Adding the concept of an authorization server to your web APIs is the recommended architecture for managing authentication and authorization. But writing such a service from scratch is not an easy task.
To simplify that, Microsoft included an OAuth2 based authorization server “toolkit” as part of the Katana project, which is also used in the standard Web API templates that ship with Visual Studio 2013. I get a lot of questions about how this middleware works, whether I like it, what the limitations are and if I would use it at all. To make this discussion easier in the future – here’s my take.
What I like
Microsoft’s intentions were really noble – they tried to make it very easy for the “average” (read: not security expert) developer to do the right thing – namely push them to an architecture where authentication and authorization decisions can be abstracted away into a separate “component” while using a standard protocol (OAuth2). This would result in token-based authentication in general – and would also get rid of the cookie and CSRF problems for SPAs in particular. The pit of success so to speak.
The middleware produces encrypted and signed tokens (protected with the usual machine key mechanism) which can be automatically consumed by the corresponding token middleware, creates separate endpoints, forces you to at least think about client validation and requires SSL by default.
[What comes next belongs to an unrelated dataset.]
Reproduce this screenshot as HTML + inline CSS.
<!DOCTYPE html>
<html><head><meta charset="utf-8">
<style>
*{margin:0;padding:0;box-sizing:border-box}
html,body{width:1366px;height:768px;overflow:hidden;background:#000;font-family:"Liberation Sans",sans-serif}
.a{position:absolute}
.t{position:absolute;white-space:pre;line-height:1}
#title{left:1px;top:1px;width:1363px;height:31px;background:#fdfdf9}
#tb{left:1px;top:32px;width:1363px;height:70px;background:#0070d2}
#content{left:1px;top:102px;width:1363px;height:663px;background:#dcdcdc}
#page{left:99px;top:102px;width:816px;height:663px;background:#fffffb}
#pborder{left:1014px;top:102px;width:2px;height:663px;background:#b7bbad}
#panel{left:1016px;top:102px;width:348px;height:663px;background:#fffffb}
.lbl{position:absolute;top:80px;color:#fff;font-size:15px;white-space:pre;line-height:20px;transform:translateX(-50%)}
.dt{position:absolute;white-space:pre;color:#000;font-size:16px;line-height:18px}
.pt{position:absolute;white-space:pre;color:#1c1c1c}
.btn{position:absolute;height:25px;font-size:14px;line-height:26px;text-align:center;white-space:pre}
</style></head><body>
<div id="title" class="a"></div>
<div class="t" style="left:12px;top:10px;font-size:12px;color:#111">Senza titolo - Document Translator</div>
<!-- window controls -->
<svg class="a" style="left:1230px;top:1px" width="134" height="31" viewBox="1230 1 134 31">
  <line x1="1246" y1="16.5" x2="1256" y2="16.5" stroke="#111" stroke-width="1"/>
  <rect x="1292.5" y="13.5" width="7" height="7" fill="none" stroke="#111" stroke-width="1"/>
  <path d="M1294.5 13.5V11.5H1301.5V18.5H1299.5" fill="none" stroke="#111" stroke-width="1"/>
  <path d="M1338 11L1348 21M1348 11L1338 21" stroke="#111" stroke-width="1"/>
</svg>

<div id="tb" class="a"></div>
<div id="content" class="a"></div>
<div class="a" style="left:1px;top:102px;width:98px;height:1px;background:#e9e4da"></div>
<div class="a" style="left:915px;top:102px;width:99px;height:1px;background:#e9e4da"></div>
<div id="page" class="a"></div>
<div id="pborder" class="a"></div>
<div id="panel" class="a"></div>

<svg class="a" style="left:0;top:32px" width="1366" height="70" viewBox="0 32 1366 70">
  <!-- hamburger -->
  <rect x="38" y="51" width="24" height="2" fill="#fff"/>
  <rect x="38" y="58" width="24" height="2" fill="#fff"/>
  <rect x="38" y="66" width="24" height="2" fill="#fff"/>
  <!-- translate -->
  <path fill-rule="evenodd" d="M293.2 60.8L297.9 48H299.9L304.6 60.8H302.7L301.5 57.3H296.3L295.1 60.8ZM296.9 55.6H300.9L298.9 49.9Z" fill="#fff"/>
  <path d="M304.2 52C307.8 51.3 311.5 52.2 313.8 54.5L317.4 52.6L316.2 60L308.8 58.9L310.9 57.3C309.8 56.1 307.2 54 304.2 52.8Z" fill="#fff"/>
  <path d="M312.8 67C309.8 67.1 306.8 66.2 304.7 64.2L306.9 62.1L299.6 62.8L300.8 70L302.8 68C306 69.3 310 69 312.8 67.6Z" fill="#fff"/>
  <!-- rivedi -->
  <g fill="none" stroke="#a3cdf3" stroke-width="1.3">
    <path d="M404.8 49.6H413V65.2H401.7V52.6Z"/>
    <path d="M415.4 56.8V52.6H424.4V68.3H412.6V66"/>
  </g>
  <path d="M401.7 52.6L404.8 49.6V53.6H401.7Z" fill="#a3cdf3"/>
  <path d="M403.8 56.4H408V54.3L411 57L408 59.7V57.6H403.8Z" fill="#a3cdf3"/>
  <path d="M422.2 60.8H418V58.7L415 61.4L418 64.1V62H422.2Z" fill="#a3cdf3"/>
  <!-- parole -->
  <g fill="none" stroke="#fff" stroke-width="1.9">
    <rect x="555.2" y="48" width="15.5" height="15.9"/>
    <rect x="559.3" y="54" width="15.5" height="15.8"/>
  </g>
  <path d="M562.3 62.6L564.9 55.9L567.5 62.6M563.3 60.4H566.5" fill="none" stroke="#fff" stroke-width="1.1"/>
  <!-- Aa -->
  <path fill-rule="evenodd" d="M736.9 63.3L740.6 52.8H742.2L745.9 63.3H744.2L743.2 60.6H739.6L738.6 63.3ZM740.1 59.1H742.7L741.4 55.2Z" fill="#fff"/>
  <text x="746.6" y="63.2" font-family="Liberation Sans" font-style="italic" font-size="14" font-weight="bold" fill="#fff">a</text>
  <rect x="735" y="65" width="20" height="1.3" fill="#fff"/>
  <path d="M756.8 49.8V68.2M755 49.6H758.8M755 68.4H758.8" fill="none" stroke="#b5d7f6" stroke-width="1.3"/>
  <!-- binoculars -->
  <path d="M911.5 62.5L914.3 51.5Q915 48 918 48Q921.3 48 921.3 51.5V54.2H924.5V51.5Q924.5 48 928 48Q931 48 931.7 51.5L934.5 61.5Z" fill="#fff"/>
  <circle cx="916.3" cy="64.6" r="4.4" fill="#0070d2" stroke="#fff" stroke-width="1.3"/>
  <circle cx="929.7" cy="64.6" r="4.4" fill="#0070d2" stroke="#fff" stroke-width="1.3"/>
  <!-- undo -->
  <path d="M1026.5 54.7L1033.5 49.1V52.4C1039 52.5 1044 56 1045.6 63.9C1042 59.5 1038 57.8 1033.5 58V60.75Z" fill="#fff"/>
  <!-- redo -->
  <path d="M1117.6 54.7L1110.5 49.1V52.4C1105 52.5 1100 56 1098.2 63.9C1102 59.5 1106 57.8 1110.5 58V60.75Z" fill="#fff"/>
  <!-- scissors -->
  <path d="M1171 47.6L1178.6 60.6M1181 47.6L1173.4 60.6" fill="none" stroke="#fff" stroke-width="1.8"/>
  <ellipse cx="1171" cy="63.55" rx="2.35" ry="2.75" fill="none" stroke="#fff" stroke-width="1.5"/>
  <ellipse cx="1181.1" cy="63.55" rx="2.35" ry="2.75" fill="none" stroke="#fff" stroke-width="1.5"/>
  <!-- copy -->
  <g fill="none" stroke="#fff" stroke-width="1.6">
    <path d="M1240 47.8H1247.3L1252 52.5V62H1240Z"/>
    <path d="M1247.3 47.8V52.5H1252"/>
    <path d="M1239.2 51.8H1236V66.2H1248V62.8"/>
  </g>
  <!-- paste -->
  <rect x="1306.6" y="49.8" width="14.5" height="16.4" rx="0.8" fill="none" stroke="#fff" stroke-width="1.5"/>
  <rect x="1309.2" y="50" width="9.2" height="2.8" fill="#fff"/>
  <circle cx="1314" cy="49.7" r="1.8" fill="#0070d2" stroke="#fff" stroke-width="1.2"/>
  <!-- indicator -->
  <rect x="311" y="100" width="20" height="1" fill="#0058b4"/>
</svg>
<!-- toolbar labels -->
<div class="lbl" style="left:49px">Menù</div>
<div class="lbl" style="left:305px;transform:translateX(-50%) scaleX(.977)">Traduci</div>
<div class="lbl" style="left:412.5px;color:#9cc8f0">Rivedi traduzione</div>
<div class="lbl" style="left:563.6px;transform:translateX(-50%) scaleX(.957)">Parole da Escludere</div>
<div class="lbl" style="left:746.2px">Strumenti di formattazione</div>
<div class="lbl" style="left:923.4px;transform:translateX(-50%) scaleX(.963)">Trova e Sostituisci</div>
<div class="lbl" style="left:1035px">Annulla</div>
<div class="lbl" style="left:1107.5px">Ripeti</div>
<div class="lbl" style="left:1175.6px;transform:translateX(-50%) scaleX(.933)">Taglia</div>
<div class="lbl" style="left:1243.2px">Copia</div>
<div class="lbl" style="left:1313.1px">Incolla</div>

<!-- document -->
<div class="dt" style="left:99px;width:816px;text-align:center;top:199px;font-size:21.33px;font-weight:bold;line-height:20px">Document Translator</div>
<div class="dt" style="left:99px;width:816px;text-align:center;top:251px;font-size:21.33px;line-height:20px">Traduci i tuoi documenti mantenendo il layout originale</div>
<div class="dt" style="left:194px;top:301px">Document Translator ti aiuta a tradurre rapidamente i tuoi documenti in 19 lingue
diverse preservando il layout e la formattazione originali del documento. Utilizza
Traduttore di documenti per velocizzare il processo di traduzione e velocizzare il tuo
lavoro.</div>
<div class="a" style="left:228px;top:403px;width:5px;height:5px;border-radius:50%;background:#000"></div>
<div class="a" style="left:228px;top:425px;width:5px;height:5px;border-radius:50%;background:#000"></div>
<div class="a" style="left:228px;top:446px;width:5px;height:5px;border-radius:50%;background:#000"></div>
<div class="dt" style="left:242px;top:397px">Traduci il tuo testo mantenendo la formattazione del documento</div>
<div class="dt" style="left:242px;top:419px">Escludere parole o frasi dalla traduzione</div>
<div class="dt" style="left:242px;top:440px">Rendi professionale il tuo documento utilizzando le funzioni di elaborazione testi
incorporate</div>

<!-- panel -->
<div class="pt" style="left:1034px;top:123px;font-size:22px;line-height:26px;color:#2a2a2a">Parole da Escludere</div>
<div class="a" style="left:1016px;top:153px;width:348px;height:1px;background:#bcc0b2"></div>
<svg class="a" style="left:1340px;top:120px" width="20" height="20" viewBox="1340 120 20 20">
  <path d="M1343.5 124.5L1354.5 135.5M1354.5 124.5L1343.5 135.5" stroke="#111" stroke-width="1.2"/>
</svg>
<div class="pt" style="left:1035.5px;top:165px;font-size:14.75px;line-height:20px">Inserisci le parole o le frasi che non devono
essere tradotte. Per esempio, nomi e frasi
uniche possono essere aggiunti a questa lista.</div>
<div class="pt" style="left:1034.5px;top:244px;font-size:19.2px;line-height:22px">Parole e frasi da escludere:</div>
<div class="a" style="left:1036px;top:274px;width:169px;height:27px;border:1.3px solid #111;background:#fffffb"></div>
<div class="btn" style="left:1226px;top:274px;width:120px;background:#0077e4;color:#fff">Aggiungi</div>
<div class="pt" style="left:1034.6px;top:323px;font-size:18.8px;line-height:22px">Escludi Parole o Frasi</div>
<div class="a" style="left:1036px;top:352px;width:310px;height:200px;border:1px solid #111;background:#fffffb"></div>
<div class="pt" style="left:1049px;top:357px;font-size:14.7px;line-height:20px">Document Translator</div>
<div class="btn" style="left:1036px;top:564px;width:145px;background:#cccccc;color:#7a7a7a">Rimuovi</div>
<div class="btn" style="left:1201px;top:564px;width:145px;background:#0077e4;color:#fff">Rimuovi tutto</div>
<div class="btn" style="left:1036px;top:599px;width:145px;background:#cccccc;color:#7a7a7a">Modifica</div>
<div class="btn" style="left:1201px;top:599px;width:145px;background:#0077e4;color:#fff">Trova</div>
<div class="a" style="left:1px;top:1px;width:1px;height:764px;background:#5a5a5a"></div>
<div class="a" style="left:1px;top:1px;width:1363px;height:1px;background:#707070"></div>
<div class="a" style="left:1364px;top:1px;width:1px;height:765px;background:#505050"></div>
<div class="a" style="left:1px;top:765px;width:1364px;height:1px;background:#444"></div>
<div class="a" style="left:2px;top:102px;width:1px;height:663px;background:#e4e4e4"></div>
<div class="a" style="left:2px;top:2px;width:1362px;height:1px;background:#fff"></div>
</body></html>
The two most common flows I see for Web API clients is resource owner flow and implicit flow. Resource owner flow is now very easy to implement with the new AS middleware. It really just takes a few lines of code and you are done. I like that a lot (if resource owner flow is the right architecture for you – which is a different discussion). I wrote about the implementation here.
The same applies to client credentials flow (not so common), and custom grant types (even less common).
What I don’t like
If you want to do anything beyond what I described so far, the complexity increases unproportionally – e.g. adding a “simple” extension to resource owner flow – namely the concept of refresh tokens, suddenly forces you to understand OAuth2 (see here) and the security implications around it. You also have to implement persistence yourself – which on its own is challenging if you would follow security best practices and the OAuth2 threat model. No pit of success.
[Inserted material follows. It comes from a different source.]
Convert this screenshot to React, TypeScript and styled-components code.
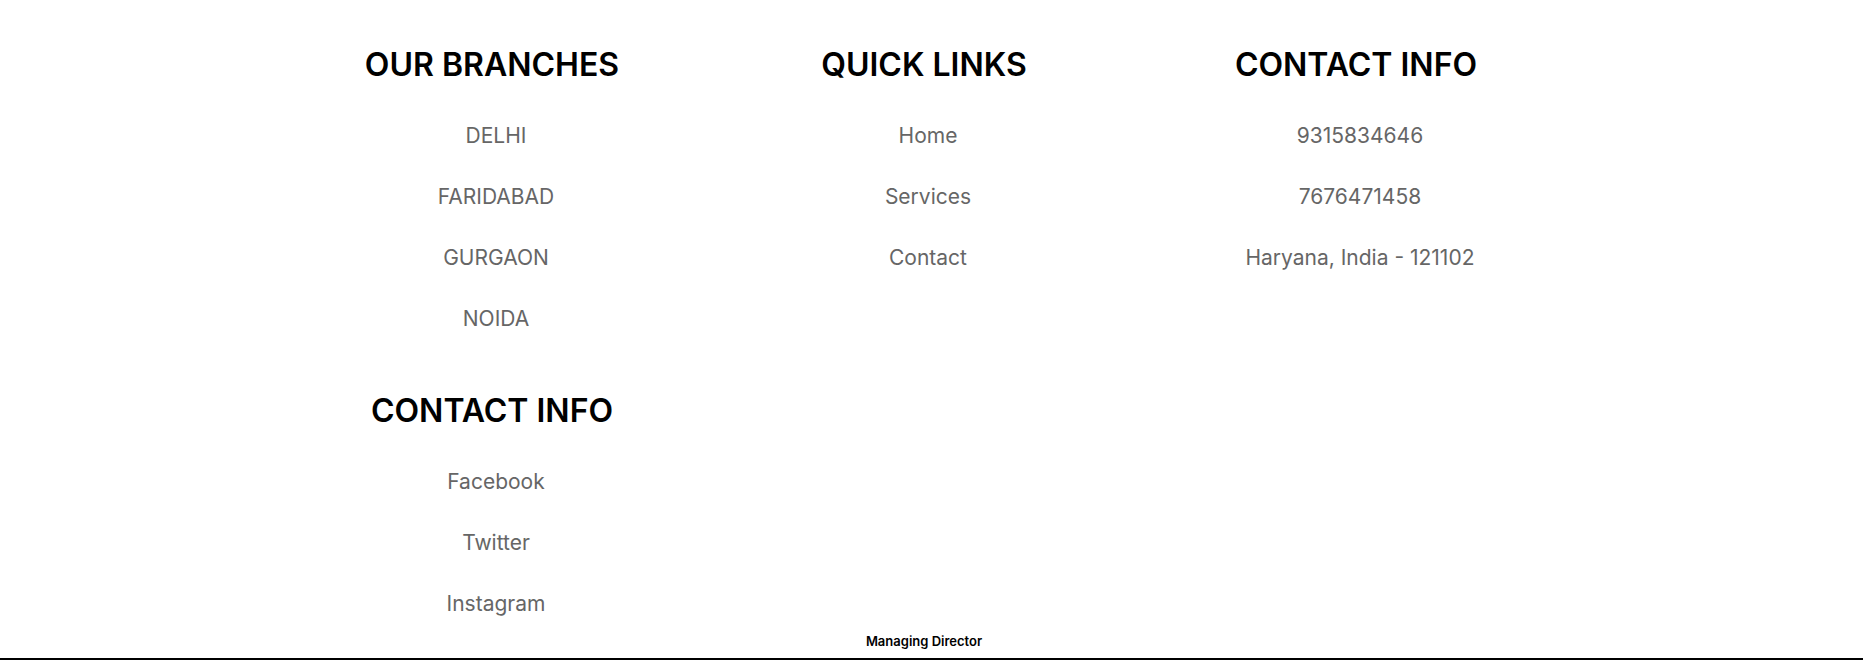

Another example is implicit flow, which is often the more appropriate flow for native or JS based applications. Unfortunately the middleware implementation is riddled by the fact there is no Katana or Web API based view engine yet, which means you need to use an additional framework when you want to render proper login or consent screens. Scattering the logic of the flow between views, controllers and middleware providers doesn’t make it more intuitive. And when you made it that far, it seems some parts of the protocol are just missing – like returning proper errors from the UI.
In other words – the middleware forces you to understand the underlying protocol, forces you to understand the middleware itself and all its various callbacks and extensibility points, makes you implement the hard (and security related) things yourself, and in the end you have to live with the restrictions that the thin abstraction imposes on you.
Next is documentation – the built-in templates don’t do a very good job of isolating the features and trade-offs of the middleware. They combine all the new concepts of Katana, OWIN, OAuth2 and ASP.NET identity into a hard to follow sample “application”. It took me three blog posts (see here) to describe how the “Individual Accounts” sample works – and I am sure I missed some of the subtleties.
Just recently Microsoft released this very long article that describes all the aspects of the OAuth2 middleware – read it here. It’s good that this document finally exists, but I am not a huge fan of this disclaimer – after you followed the 83 easy steps:
Note: This outline should not be intended to be used for creating a secure production app. This tutorial is intended to provide only an outline on how to implement an OAuth 2.0 Authorization Server using OWIN OAuth middleware.
What would I like to see instead?
Well – it is always easy to bitch and moan about other people’s work – but I was actually asked for feedback during the development of the middleware – and this is just a repeat of what I said back then.
OAuth2 is not the most straightforward protocol to implement – but it is also not too hard. When you start working on it, you realize that the “protocol aspects” of it – like query string formats or response message layouts are actually the easiest part. The hard part is state management, secure data storage, input validation etc. And my main point of criticism is, that the middleware does not help you in any way with that. It simply implements a framework that exposes a developer to a limited subset of OAuth2 without really understanding the use cases.
Much more useful would have been super easy to use, focused and specific implementations of the two most common flows for Web API apps: resource owner and implicit – including ready to use support for login and consent page, scope handling and refresh tokens. That would have also included a persistence layer and state management. Our OSS project AuthorizationServer e.g. takes care of all that.
So overall I’d conclude with saying – even when the intentions were good – the whole authorization server middleware project was a little over ambitious and I can’t really recommend using it (besides for the most simplest cases).